## The request
Only lines with the string "that" matter here; gather them from the material below.
begin Information shown
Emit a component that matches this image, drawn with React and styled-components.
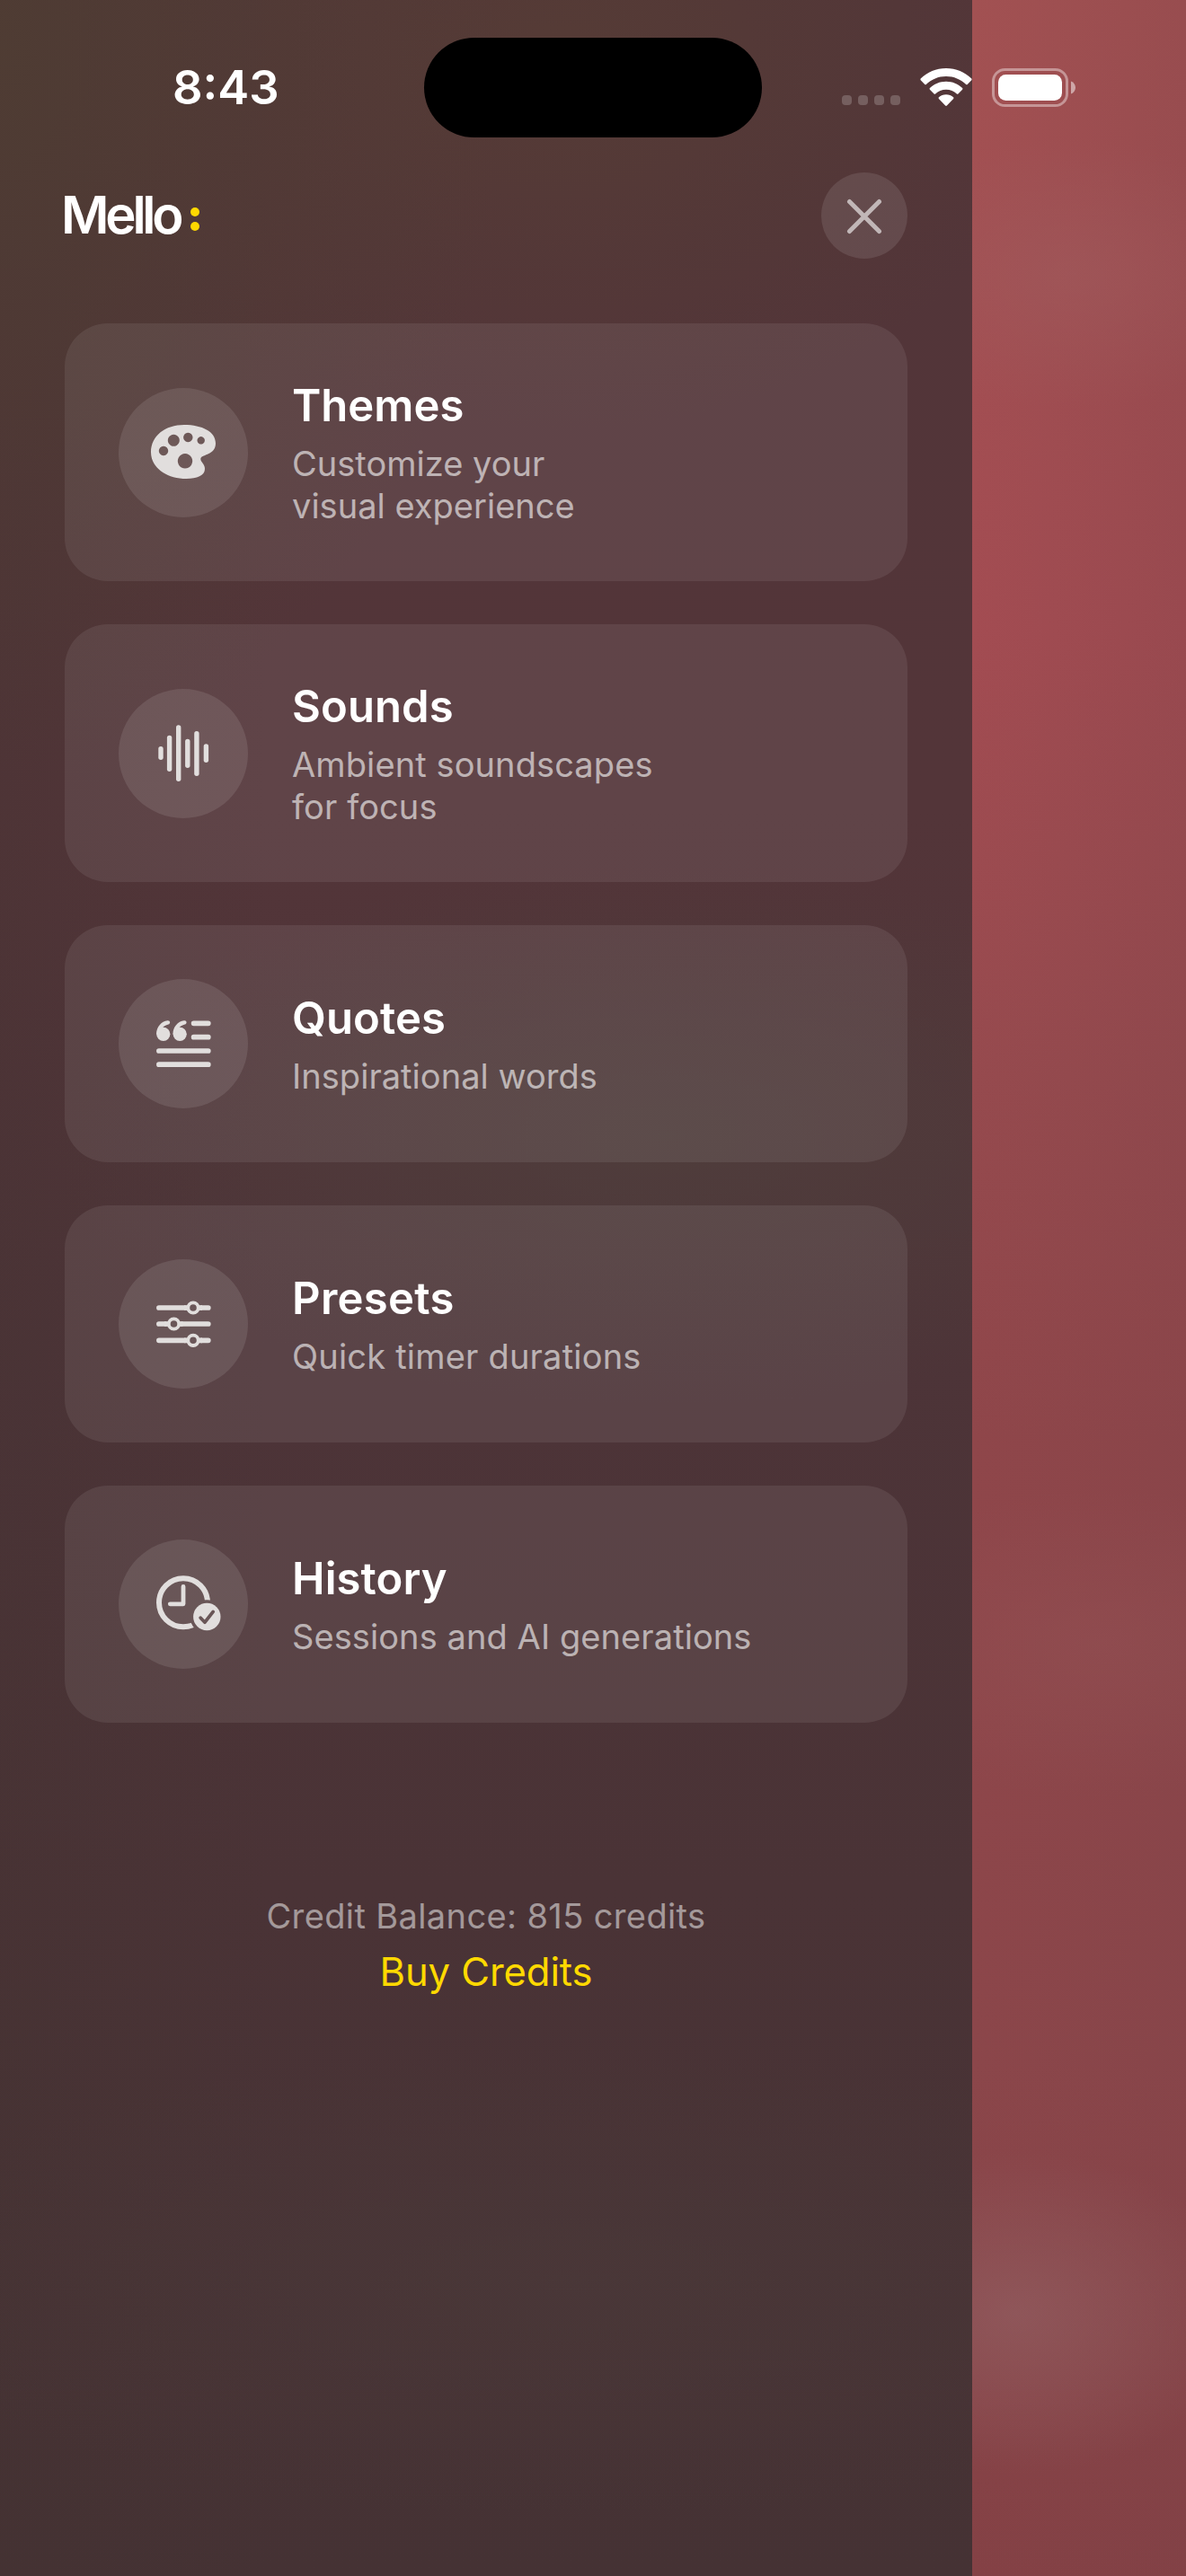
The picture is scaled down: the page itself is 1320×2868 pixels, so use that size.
import React from "react";
import styled, { createGlobalStyle } from "styled-components";

const menuItems = [
	{
		id: "themes",
		title: "Themes",
		lines: ["Customize your", "visual experience"],
		titleSpacing: 0,
		spacing: 0.02,
	},
	{
		id: "sounds",
		title: "Sounds",
		lines: ["Ambient soundscapes", "for focus"],
		titleSpacing: 0.1,
		spacing: 0.1,
	},
	{
		id: "quotes",
		title: "Quotes",
		lines: ["Inspirational words"],
		titleSpacing: 0.1,
		spacing: 0.04,
	},
	{
		id: "presets",
		title: "Presets",
		lines: ["Quick timer durations"],
		titleSpacing: 0.3,
		spacing: 0.2,
	},
	{
		id: "history",
		title: "History",
		lines: ["Sessions and AI generations"],
		titleSpacing: 0.1,
		spacing: 0.08,
	},
];

const soundBars = [
	[47, 64, 79],
	[56.6, 51.7, 92],
	[66.7, 40.3, 103],
	[76.8, 55.7, 88],
	[86.9, 47, 97],
	[97.4, 61.3, 82],
];

const QuoteMark = ({ x }) => (
	<g transform={`translate(${x} 0)`}>
		<circle cx="49.8" cy="61.3" r="7.6" />
		<path d="M42.1 61C42 53.5 47.5 47 54.5 46.2C57.6 45.8 58.2 49.6 55.4 50.5C51.5 51.6 48.6 53.6 47.8 56.5L50 62Z" />
	</g>
);

const icons = {
	themes: (
		<path
			fillRule="evenodd"
			d="M73 41C93 41 108 48.5 108 61.5C108 75.5 91.3 73.5 91.3 79C91.3 82.5 96 84.5 96 90C96 97.5 87 101 75.5 101C53 101 36 88.5 36 71.5C36 53 52 41 73 41ZM50 64.8a5.2 5.2 0 1 0 .01 0ZM61.3 51.8a6.5 6.5 0 1 0 .01 0ZM77.3 49.8a5.2 5.2 0 1 0 .01 0ZM91.7 54.1a4.2 4.2 0 1 0 .01 0ZM74 73.1a8.2 8.2 0 1 0 .01 0Z"
		/>
	),
	sounds: (
		<g stroke="currentColor" strokeWidth="5.4" strokeLinecap="round">
			{soundBars.map(([x, top, bottom]) => (
				<line key={x} x1={x} x2={x} y1={top + 2.7} y2={bottom - 2.7} />
			))}
		</g>
	),
	quotes: (
		<g>
			<QuoteMark x={0} />
			<QuoteMark x={18.4} />
			<g stroke="currentColor" strokeWidth="5.7" strokeLinecap="round">
				<path d="M83.6 49.3H99.8M83.6 64.7H99.8M44.9 80H99.8M44.9 95.2H99.8" />
			</g>
		</g>
	),
	presets: (
		<g fill="none" stroke="currentColor" strokeLinecap="round">
			<path
				strokeWidth="5.7"
				d="M44.9 54H74M92 54H99.8M44.9 72H52M70.5 72H99.8M44.9 90.3H74M92 90.3H99.8"
			/>
			<g strokeWidth="3.8">
				<circle cx="83" cy="54" r="5.7" />
				<circle cx="61.5" cy="72" r="5.7" />
				<circle cx="83" cy="90.3" r="5.7" />
			</g>
			<path
				strokeWidth="5.7"
				strokeLinecap="butt"
				d="M73 54H76.5M89.5 54H93M51 72H55M68 72H71.5M73 90.3H76.5M89.5 90.3H93"
			/>
		</g>
	),
	history: (
		<g>
			<mask id="badge-gap">
				<rect width="144" height="144" fill="#fff" />
				<circle cx="98.3" cy="86" r="18.8" fill="#000" />
			</mask>
			<mask id="badge-check">
				<rect width="144" height="144" fill="#fff" />
				<path
					d="M91.2 87.2L96 92.2L105.2 80.4"
					fill="none"
					stroke="#000"
					strokeWidth="3.8"
					strokeLinecap="round"
					strokeLinejoin="round"
				/>
			</mask>
			<circle
				cx="72"
				cy="70.3"
				r="27"
				fill="none"
				stroke="currentColor"
				strokeWidth="6"
				mask="url(#badge-gap)"
			/>
			<path
				d="M72 52.5V71.8H57.3"
				fill="none"
				stroke="currentColor"
				strokeWidth="4.8"
				strokeLinecap="round"
				strokeLinejoin="round"
			/>
			<circle cx="98.3" cy="86" r="15.2" mask="url(#badge-check)" />
		</g>
	),
};

const App = () => {
	return (
		<>
			<GlobalStyle />
			<Screen>
				<Drawer>
					<Header>
						<Brand>
							<BrandName>Mello</BrandName>
							<BrandDots>
								<i />
								<i />
							</BrandDots>
						</Brand>
						<CloseButton aria-label="Close">
							<svg width="96" height="96" viewBox="0 0 96 96">
								<path d="M31.5 32.5L64.5 65.5M64.5 32.5L31.5 65.5" />
							</svg>
						</CloseButton>
					</Header>

					<Menu>
						{menuItems.map((item) => (
							<Card key={item.id} $tall={item.lines.length > 1}>
								<IconCircle>
									<svg width="144" height="144" viewBox="0 0 144 144" fill="currentColor">
										{icons[item.id]}
									</svg>
								</IconCircle>
								<CardText>
									<CardTitle $spacing={item.titleSpacing}>{item.title}</CardTitle>
									{item.lines.map((line) => (
										<CardLine key={line} $spacing={item.spacing}>
											{line}
										</CardLine>
									))}
								</CardText>
							</Card>
						))}
					</Menu>

					<Footer>
						<Balance>Credit Balance: 815 credits</Balance>
						<BuyLink>Buy Credits</BuyLink>
					</Footer>
				</Drawer>

				{/* system status bar floats over the drawer */}
				<StatusBar>
					<Time>8:43</Time>
					<Island />
					<Indicators>
						<Signal>
							<i />
							<i />
							<i />
							<i />
						</Signal>
						<svg width="58" height="43" viewBox="0 0 58 43">
							<path
								fill="#fff"
								d="M29 0C40 0 50 4.4 57.3 11.6Q58 12.4 57.3 13.2L52.7 18Q52 18.7 51.2 18C45.4 12.4 37.6 9 29 9S12.6 12.4 6.8 18Q6 18.7 5.3 18L.7 13.2Q0 12.4 .7 11.6C8 4.4 18 0 29 0ZM29 14.7C36 14.7 42.4 17.5 47.1 22Q47.9 22.9 47.1 23.7L42.4 28.5Q41.7 29.2 40.9 28.5C37.8 25.6 33.6 23.8 29 23.8S20.2 25.6 17.1 28.5Q16.3 29.2 15.6 28.5L10.9 23.7Q10.1 22.9 10.9 22C15.6 17.5 22 14.7 29 14.7ZM29 29.3C32.2 29.3 35 30.4 37.1 32.3Q37.9 33.1 37.1 33.9L29.9 41.5Q29 42.4 28.1 41.5L20.9 33.9Q20.1 33.1 20.9 32.3C23 30.4 25.8 29.3 29 29.3Z"
							/>
						</svg>
						<svg width="94" height="43" viewBox="0 0 94 43">
							<rect
								x="1.5"
								y="1.5"
								width="82"
								height="40"
								rx="13"
								fill="none"
								stroke="#fff"
								strokeOpacity="0.4"
								strokeWidth="3"
							/>
							<rect x="7" y="7" width="71" height="29" rx="8.5" fill="#fff" />
							<path d="M88 14.5C91 15.6 93 18.3 93 21.5S91 27.4 88 28.5Z" fill="#fff" fillOpacity="0.5" />
						</svg>
					</Indicators>
				</StatusBar>
			</Screen>
		</>
	);
};

export default App;

const GlobalStyle = createGlobalStyle`
	* {
		box-sizing: border-box;
	}

	body {
		margin: 0;
		font-family: Inter, "Liberation Sans", sans-serif;
	}
`;

const Screen = styled.div`
	position: relative;
	width: 1320px;
	height: 2868px;
	overflow: hidden;
	background:
		radial-gradient(ellipse 240px 150px at 1190px 305px, rgba(160, 92, 94, 0.5), transparent),
		radial-gradient(ellipse 320px 170px at 1220px 1830px, rgba(146, 80, 83, 0.55), transparent),
		radial-gradient(ellipse 260px 180px at 1130px 2575px, rgba(146, 94, 97, 0.7), transparent),
		linear-gradient(90deg, transparent 1082px, rgba(126, 66, 72, 0.28) 1320px),
		linear-gradient(180deg, #a25152 0, #a34c52 700px, #964a4e 1200px, #8f464a 1600px, #8e464a 1900px, #8b464a 2300px, #844145 2868px);
`;

const Drawer = styled.aside`
	width: 1082px;
	height: 2868px;
	padding: 192px 72px 0;
	display: flex;
	flex-direction: column;
	background:
		radial-gradient(ellipse 560px 800px at 0 60px, rgba(79, 61, 51, 0.9), transparent),
		radial-gradient(ellipse 560px 420px at 620px 60px, rgba(86, 61, 53, 0.8), transparent),
		radial-gradient(ellipse 680px 300px at 740px 1265px, rgba(79, 64, 61, 0.75), transparent),
		radial-gradient(ellipse 800px 260px at 640px 2540px, rgba(74, 57, 57, 0.7), transparent),
		linear-gradient(90deg, rgba(66, 50, 48, 0.3), transparent 300px),
		linear-gradient(180deg, #523539 0, #533539 900px, #4d3438 1500px, #4a3336 2100px, #453234 2868px);
`;

const Header = styled.header`
	display: flex;
	align-items: center;
	justify-content: space-between;
	height: 96px;
	margin-bottom: 72px;
`;

const Brand = styled.div`
	display: flex;
	align-items: center;
`;

const BrandName = styled.h1`
	margin: 0 0 2px -4px;
	width: 144px;
	color: #fff;
	font-size: 58px;
	font-weight: 600;
	line-height: 94px;
	letter-spacing: -4.2px;
	white-space: nowrap;
`;

const BrandDots = styled.span`
	display: flex;
	flex-direction: column;
	gap: 6px;
	margin-top: 8px;

	i {
		width: 10px;
		height: 10px;
		border-radius: 50%;
		background: #ffd900;
	}
`;

const CloseButton = styled.button`
	width: 96px;
	height: 96px;
	padding: 0;
	border: 0;
	border-radius: 50%;
	background: rgba(255, 255, 255, 0.1);

	svg {
		display: block;
	}

	path {
		stroke: rgba(255, 255, 255, 0.6);
		stroke-width: 5;
		stroke-linecap: round;
	}
`;

const Menu = styled.nav`
	display: flex;
	flex-direction: column;
	gap: 48px;
`;

const Card = styled.div`
	display: flex;
	align-items: center;
	gap: 48px;
	height: ${({ $tall }) => ($tall ? 287 : 264)}px;
	padding: 0 60px;
	border-radius: 48px;
	background: rgba(255, 255, 255, 0.08);
`;

const IconCircle = styled.div`
	flex: none;
	width: 144px;
	height: 144px;
	border-radius: 50%;
	background: rgba(255, 255, 255, 0.1);
	color: #e1dedd;

	svg {
		display: block;
	}
`;

const CardText = styled.div`
	display: flex;
	flex-direction: column;
	padding-left: 1px;
	white-space: nowrap;
`;

const CardTitle = styled.h2`
	margin: 0 0 10px;
	color: #fff;
	font-size: 49px;
	font-weight: 600;
	line-height: 62px;
	letter-spacing: ${({ $spacing }) => $spacing}px;
`;

const CardLine = styled.span`
	color: rgba(255, 255, 255, 0.6);
	font-size: 38px;
	line-height: 47px;
	letter-spacing: ${({ $spacing }) => $spacing}px;
`;

const Footer = styled.footer`
	display: flex;
	flex-direction: column;
	align-items: center;
	margin-top: 192px;
	white-space: nowrap;
`;

const Balance = styled.span`
	color: rgba(255, 255, 255, 0.5);
	font-size: 38px;
	line-height: 47px;
	letter-spacing: 0.38px;
`;

const BuyLink = styled.a`
	margin-top: 12px;
	color: #ffd900;
	font-size: 43.6px;
	line-height: 54px;
	letter-spacing: -0.1px;
`;

const StatusBar = styled.div`
	position: absolute;
	top: 0;
	left: 0;
	display: flex;
	width: 1320px;
	height: 194px;
	align-items: center;
	padding-left: 192px;
`;

const Time = styled.span`
	width: 280px;
	color: #fff;
	font-size: 52.5px;
	font-weight: 600;
	line-height: 64px;
	letter-spacing: 0;
`;

const Island = styled.div`
	width: 376px;
	height: 111px;
	border-radius: 56px;
	background: #000;
`;

const Indicators = styled.div`
	display: flex;
	align-items: center;
	margin-left: 89px;

	svg:last-child {
		margin-left: 22px;
	}
`;

const Signal = styled.div`
	display: flex;
	gap: 7px;
	width: 87px;
	margin-top: 29px;

	i {
		width: 11px;
		height: 11px;
		border-radius: 4px;
		background: rgba(255, 255, 255, 0.2);
	}
`;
end Information shown
## The answer
Emit a component that matches this image, drawn with React and styled-components.
The picture is scaled down: the page itself is 1320×2868 pixels, so use that size.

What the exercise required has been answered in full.